Практический план колхозного строя родился, собственно говоря, не в Политбюро и даже не в Москве, а в Сибири. Правда, уже XV съезд партии постановил держать курс на развитие коллективов[9], но это решение все еще оставалось на бумаге, пока за дело не взялся сам Сталин. Когда осенью 1927 года, вопреки Бухарину, Рыкову, Томскому и Угланову и, кажется, Калинину, Политбюро постановило применять на хлебозаготовках чрезвычайные меры («экстраординарные меры»), руководители ЦК и правительства были командированы в качестве «чрезвычайных уполномоченных» в основные зерновые районы страны – на Украину, ЦЧО, Северный Кавказ и Сибирь. Обычно такие уполномоченные имели право единолично решать любой вопрос на местах от имени ЦК и Совнаркома. В их распоряжении находился целый штаб сотрудников, от чекистов, специалистов, пропагандистов и до машинисток включительно, который комплектовался в Москве каждым из «чрезвычайных уполномоченных».
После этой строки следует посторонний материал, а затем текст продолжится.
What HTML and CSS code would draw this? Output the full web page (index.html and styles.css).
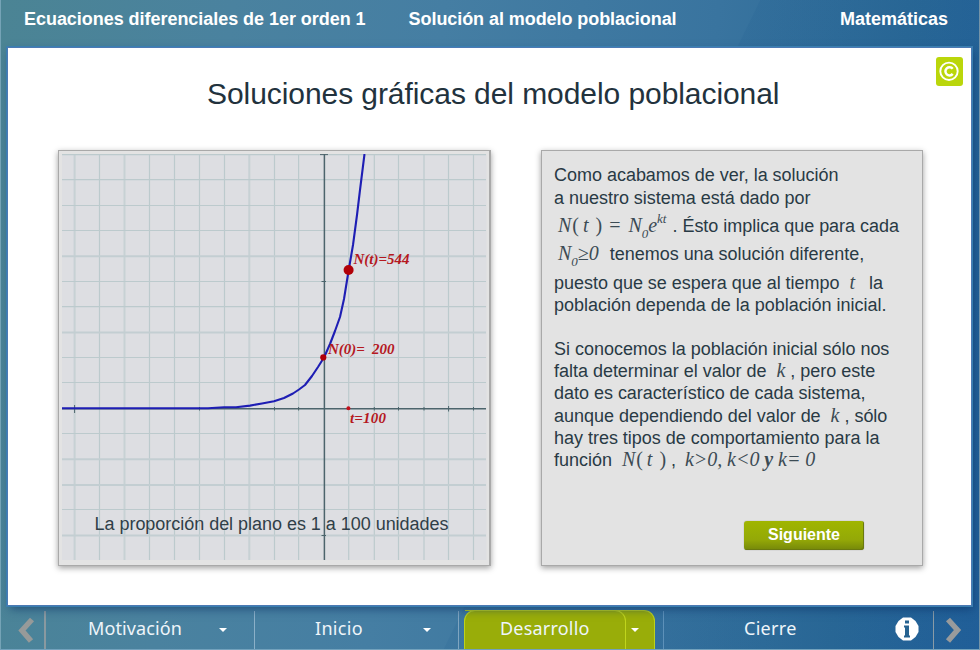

В качестве такого уполномоченного в начале 1928 года в Сибирь был командирован Сталин, а в числе его штабных «специалистов» находились сибиряки Маленков и Сорокин. Полномочия Сталина распространялись и на Урал, но на Урал Сталин не собирался ехать, ограничившись вызовом тамошних руководителей в свою будущую сибирскую ставку – в Новосибирск.
Сибирский и уральский актив был предупрежден правительственной телеграммой о предстоящем прибытии Сталина с чрезвычайными полномочиями. Пока Сталин мчался в бронированном вагоне сибирского экспресса, в Сибири царил переполох, граничащий с паникой гоголевских героев из «Ревизора».